Denn für mich war die Frage nach den Kuturschocks in England tatsächlich immer unglaublich schwer zu beantworten. All das, was wahrscheinlich die meisten antworten würden, hatte ich tatsächlich erwartet. Ich hatte erwartet, dass die Freundlichkeit der Briten manchmal fast sogar nervig sein könnte. Ich hatte erwartet, dass ein “how are you” in den meisten Fällen kein ehrliches Interesse an deinem Wohlbefinden ausdrückt und eine ausführliche Antwort voraussetzt, sondern einfach nur Teil einer normalen britischen Begrüßung ist. Ich hatte erwartet, dass die Autos auf der falschen Seite fahren würden und ich mich deshalb viel vorsichtiger im Straßenverkehr verhalten sollte, während alle anderen ohne groß zu Überlegen die Straße bei Rot überqueren. Ich war vorgewarnt worden, dass es sich schwierig gestalten könnte, ein Angebot von ausgewogenem und gesundem Essen in Restaurants zu finden und dass sowieso viel mehr unterwegs oder auswärts gegessen wird als gemütlich zu Hause. Ich wusste, dass die Briten viel und gerne trinken.

Ich hatte damit gerechnet, dass die Lösung der meisten Probleme für Briten im Teetrinken liegen würde. Ich wusste, dass die Briten nicht so reinlich und auch kleinlich sind wie wir.

Und ich wusste, dass Bargeld bei einem Bezahlvorgang zu sehen für sie schon fast eine Überraschung ist.

Natürlich bin ich nicht allen diesen Erwartungen mit Vorfreude begegnet. Obwohl ich dadurch, dass ich sie hatte, dementsprechend auf eine gewissen Art mental vorbereitet war, heißt das auch nicht, dass es nur einfach war, sich der neuen Kultur anzupassen. Aber letztendlich war ich einerseits wirklich glücklich, andererseits einfach sehr amüsiert, dass alle meine Erwartungen ausnahmslos erfüllt wurden.
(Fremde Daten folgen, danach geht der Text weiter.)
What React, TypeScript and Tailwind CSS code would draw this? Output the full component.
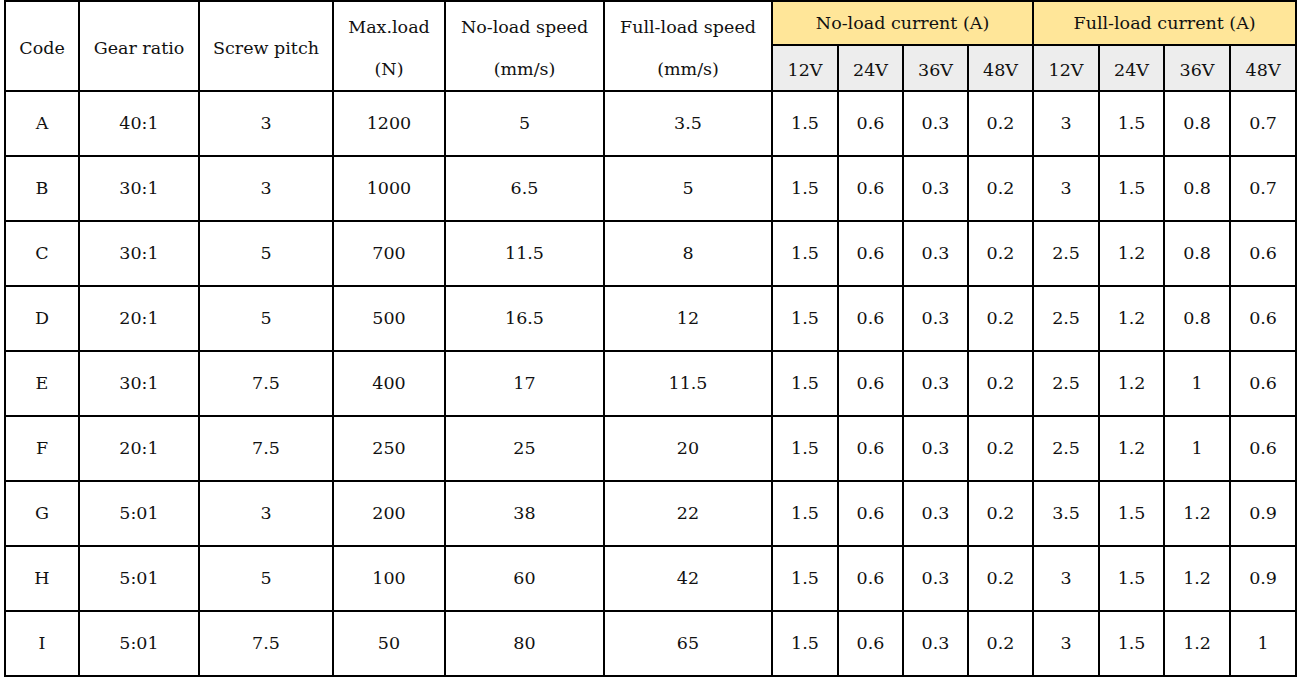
const rows: [string, string, string, string, string, string, string[], string[]][] = [
  ["A", "40:1", "3", "1200", "5", "3.5", ["1.5", "0.6", "0.3", "0.2"], ["3", "1.5", "0.8", "0.7"]],
  ["B", "30:1", "3", "1000", "6.5", "5", ["1.5", "0.6", "0.3", "0.2"], ["3", "1.5", "0.8", "0.7"]],
  ["C", "30:1", "5", "700", "11.5", "8", ["1.5", "0.6", "0.3", "0.2"], ["2.5", "1.2", "0.8", "0.6"]],
  ["D", "20:1", "5", "500", "16.5", "12", ["1.5", "0.6", "0.3", "0.2"], ["2.5", "1.2", "0.8", "0.6"]],
  ["E", "30:1", "7.5", "400", "17", "11.5", ["1.5", "0.6", "0.3", "0.2"], ["2.5", "1.2", "1", "0.6"]],
  ["F", "20:1", "7.5", "250", "25", "20", ["1.5", "0.6", "0.3", "0.2"], ["2.5", "1.2", "1", "0.6"]],
  ["G", "5:01", "3", "200", "38", "22", ["1.5", "0.6", "0.3", "0.2"], ["3.5", "1.5", "1.2", "0.9"]],
  ["H", "5:01", "5", "100", "60", "42", ["1.5", "0.6", "0.3", "0.2"], ["3", "1.5", "1.2", "0.9"]],
  ["I", "5:01", "7.5", "50", "80", "65", ["1.5", "0.6", "0.3", "0.2"], ["3", "1.5", "1.2", "1"]],
];

// column widths measured between grid lines
const widths = [74, 120, 134, 112, 159, 168, 66, 65, 65, 65, 66, 65, 66, 66];
const volts = ["12V", "24V", "36V", "48V"];

const cell = "border-2 border-black text-center align-middle p-0";

export default function App() {
  return (
    <div className="min-h-screen bg-white pl-[4px] text-[17.5px] text-[#111] [font-family:'DejaVu_Serif',serif]">
      <table className="table-fixed border-collapse w-[1293px]">
        <colgroup>
          {widths.map((w, i) => (
            <col key={i} style={{ width: w }} />
          ))}
        </colgroup>
        <thead>
          <tr className="h-[42px]">
            <th rowSpan={2} className={`${cell} font-normal pt-1`}>Code</th>
            <th rowSpan={2} className={`${cell} font-normal pt-1`}>Gear ratio</th>
            <th rowSpan={2} className={`${cell} font-normal pt-1`}>Screw pitch</th>
            <th rowSpan={2} className={`${cell} font-normal leading-[42px] pt-1`}>
              Max.load<br />(N)
            </th>
            <th rowSpan={2} className={`${cell} font-normal leading-[42px] pt-1`}>
              No-load speed<br />(mm/s)
            </th>
            <th rowSpan={2} className={`${cell} font-normal leading-[42px] pt-1`}>
              Full-load speed<br />(mm/s)
            </th>
            <th colSpan={4} className={`${cell} font-normal bg-[#ffe699]`}>No-load current (A)</th>
            <th colSpan={4} className={`${cell} font-normal bg-[#ffe699]`}>Full-load current (A)</th>
          </tr>
          <tr className="h-[44px]">
            {[...volts, ...volts].map((v, i) => (
              <th key={i} className={`${cell} font-normal bg-[#ededed] pt-1`}>{v}</th>
            ))}
          </tr>
        </thead>
        <tbody>
          {rows.map((r) => (
            <tr key={r[0]} className="h-[65px]">
              {r.slice(0, 6).map((v, i) => (
                <td key={i} className={cell}>{v as string}</td>
              ))}
              {r[6].map((v, i) => (
                <td key={`n${i}`} className={cell}>{v}</td>
              ))}
              {r[7].map((v, i) => (
                <td key={`f${i}`} className={cell}>{v}</td>
              ))}
            </tr>
          ))}
        </tbody>
      </table>
    </div>
  );
}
Was mich letztendlich überrascht hat war, dass genau diese britischen Eigenarten etwas wurden, das ich mir während meiner Zeit in England selbst angeeignet habe. Ich erwische mich jetzt, wie ich auf der linken Seite des Bürgersteigs laufe, statt auf der rechten. Es passiert mir, dass ich mich bei Leuten dafür entschuldige im Weg zu stehen, selbst wenn ich nichts dafür kann und dann von den Deutschen merkwürdig angeschaut werde, weil sie keine Entschuldigung erwarten. Ich merke, dass ich gerne dem Busfahrer Hallo, Danke und Auf Wiedersehen sagen würde und viel häufiger mit Karte zahle. Ich habe jetzt fast immer einen Kaffee, Tee oder anderes Getränk to-go dabei, und wenn mich eine Situation überfordert oder ich Stress habe, greife ich tatsächlich als erstes zum Wasserkocher. Und ich muss mich aktiv daran erinnern nicht bei Rot über die Straße zu gehen.

Aber genau das ist etwas, das ich unglaublich schätze: wieder nach Hause zu kommen und festzustellen, dass man sich einige dieser Eigenarten, die man anfangs möglicherweise negativ betrachtet hat, oder gar unglaublich merkwürdig fand, zu eigen gemacht hat. Dass genau die Dinge, die man früher vielleicht sogar belächelt hat, zu etwas wunderschönem geworden sind, etwas, das einem nun ein echtes Lächeln auf die Lippen zaubert, weil es an eine wunderschöne Zeit erinnert, und dazu beiträgt, dass diese Zeit unvergessen bleibt.